_Your objective_:
Go through the material below and copy all lines with "that".

Records from a dataset:
____________
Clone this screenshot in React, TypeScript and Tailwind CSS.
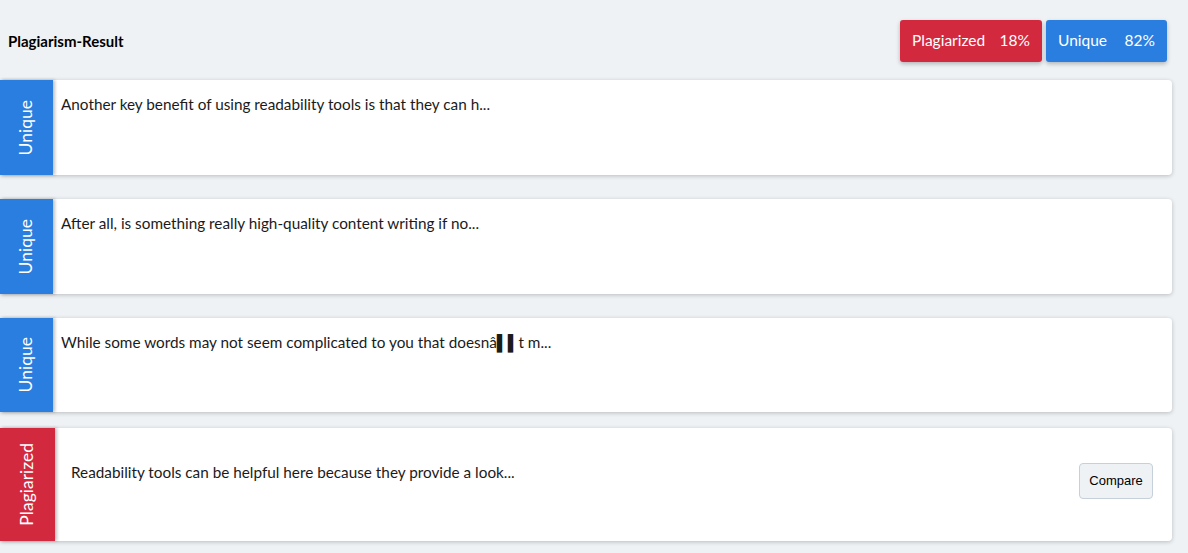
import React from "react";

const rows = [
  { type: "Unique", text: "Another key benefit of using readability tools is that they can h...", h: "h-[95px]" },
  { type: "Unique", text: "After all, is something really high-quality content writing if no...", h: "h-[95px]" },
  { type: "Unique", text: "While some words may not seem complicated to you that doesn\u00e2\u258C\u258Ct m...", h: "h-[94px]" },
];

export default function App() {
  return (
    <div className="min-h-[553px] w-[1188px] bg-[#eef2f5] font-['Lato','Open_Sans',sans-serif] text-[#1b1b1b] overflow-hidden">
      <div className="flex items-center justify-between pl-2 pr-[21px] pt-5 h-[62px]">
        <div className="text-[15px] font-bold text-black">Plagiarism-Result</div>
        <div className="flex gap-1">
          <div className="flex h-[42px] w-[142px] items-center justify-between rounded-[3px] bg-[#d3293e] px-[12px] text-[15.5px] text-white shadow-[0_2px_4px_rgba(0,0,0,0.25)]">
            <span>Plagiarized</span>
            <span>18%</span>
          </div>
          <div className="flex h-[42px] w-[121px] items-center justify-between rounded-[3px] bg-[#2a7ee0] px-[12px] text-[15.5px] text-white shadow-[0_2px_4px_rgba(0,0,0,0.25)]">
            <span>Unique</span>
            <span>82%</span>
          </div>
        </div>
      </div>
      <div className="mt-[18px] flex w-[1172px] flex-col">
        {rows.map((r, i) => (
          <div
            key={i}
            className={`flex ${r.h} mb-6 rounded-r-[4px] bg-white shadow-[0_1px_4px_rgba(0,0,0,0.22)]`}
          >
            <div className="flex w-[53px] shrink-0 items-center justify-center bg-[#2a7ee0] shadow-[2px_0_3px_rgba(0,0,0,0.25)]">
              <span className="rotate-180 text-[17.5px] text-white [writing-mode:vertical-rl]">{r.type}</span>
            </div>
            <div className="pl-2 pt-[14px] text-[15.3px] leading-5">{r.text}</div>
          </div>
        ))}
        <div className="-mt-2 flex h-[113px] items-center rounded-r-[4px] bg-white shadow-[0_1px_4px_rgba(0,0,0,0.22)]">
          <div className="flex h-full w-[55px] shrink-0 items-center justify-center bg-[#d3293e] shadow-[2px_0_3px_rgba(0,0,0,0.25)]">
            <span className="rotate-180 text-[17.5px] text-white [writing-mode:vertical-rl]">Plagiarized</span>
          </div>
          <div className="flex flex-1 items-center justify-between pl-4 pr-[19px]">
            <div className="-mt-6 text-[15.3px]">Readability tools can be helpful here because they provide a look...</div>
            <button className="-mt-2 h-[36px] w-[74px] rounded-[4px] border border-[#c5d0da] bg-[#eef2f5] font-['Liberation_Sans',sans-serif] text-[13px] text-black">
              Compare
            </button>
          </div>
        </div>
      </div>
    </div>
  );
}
____________
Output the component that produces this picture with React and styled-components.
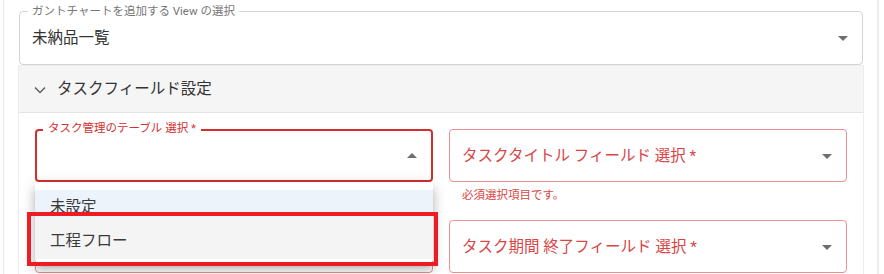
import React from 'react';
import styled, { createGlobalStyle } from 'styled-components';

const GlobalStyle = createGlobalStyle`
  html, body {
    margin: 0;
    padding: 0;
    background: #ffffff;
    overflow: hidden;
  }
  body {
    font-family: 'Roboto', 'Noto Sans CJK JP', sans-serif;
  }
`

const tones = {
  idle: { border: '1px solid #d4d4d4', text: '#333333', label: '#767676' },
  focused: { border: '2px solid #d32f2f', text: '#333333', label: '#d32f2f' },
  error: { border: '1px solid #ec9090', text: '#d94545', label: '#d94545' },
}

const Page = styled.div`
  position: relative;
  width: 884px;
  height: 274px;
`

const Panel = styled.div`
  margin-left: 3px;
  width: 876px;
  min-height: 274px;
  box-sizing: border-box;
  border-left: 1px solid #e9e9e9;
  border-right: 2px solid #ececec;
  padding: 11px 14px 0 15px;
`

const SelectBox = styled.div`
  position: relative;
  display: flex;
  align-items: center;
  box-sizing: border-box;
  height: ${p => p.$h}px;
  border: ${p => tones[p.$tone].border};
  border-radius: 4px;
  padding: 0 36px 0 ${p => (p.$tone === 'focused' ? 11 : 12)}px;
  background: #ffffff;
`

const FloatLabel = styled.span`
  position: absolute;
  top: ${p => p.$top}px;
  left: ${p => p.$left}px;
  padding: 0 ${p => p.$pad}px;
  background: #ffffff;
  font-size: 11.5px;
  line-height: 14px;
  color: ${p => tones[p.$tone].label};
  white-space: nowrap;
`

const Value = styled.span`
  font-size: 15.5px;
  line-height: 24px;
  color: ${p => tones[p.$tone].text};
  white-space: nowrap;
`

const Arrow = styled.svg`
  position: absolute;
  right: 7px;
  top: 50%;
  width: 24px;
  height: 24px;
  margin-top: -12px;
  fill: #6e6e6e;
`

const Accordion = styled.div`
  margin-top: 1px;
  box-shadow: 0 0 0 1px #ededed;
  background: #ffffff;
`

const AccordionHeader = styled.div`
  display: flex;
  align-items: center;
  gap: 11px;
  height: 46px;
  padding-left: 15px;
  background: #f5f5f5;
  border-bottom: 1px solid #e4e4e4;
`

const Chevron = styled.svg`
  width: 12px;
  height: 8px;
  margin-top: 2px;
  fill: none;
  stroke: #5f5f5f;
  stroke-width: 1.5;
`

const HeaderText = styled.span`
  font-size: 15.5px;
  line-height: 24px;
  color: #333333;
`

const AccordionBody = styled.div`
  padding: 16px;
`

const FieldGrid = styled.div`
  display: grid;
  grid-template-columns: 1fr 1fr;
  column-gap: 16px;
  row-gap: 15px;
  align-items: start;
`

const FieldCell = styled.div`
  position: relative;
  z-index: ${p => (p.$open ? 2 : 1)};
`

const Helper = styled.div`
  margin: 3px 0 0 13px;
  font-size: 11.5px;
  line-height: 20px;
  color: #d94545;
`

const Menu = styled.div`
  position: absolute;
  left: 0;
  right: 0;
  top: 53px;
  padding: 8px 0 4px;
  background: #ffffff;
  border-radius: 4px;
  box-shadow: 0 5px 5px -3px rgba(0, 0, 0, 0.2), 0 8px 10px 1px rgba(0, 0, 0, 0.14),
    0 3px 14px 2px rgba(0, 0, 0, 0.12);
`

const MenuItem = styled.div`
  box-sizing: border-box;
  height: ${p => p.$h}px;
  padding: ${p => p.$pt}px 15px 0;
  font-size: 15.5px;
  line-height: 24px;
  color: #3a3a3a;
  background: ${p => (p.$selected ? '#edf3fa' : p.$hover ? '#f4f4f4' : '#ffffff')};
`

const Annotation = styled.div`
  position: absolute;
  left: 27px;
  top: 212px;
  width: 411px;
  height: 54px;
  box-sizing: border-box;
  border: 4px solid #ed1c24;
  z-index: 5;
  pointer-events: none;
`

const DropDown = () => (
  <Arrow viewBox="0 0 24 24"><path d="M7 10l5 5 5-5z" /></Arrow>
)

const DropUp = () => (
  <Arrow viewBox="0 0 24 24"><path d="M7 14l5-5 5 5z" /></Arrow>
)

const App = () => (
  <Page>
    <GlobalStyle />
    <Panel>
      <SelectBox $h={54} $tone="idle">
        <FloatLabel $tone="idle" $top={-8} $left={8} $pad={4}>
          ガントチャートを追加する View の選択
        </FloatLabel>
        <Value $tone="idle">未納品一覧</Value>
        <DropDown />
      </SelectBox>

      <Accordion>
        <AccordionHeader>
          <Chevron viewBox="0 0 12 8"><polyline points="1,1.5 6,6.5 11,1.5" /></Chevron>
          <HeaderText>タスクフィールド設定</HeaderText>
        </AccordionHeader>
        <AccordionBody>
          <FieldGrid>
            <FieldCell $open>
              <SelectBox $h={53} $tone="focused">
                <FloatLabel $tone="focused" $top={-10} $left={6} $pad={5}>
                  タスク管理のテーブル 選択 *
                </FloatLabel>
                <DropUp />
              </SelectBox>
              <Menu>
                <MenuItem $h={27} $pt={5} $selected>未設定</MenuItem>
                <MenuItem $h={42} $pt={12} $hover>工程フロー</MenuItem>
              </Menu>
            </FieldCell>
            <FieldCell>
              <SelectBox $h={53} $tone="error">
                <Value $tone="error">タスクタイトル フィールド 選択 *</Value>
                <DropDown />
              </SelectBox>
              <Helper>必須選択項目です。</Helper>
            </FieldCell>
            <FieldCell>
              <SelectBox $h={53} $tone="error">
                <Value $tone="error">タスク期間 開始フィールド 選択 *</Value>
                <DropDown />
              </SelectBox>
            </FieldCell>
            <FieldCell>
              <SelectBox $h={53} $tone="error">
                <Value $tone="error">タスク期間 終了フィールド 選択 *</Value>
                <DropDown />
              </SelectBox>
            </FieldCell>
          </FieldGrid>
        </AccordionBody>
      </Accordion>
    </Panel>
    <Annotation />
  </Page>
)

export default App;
____________
_Response_:
  { type: "Unique", text: "Another key benefit of using readability tools is that they can h...", h: "h-[95px]" },
  { type: "Unique", text: "While some words may not seem complicated to you that doesn\u00e2\u258C\u258Ct m...", h: "h-[94px]" },
Output the component that produces this picture with React and styled-components.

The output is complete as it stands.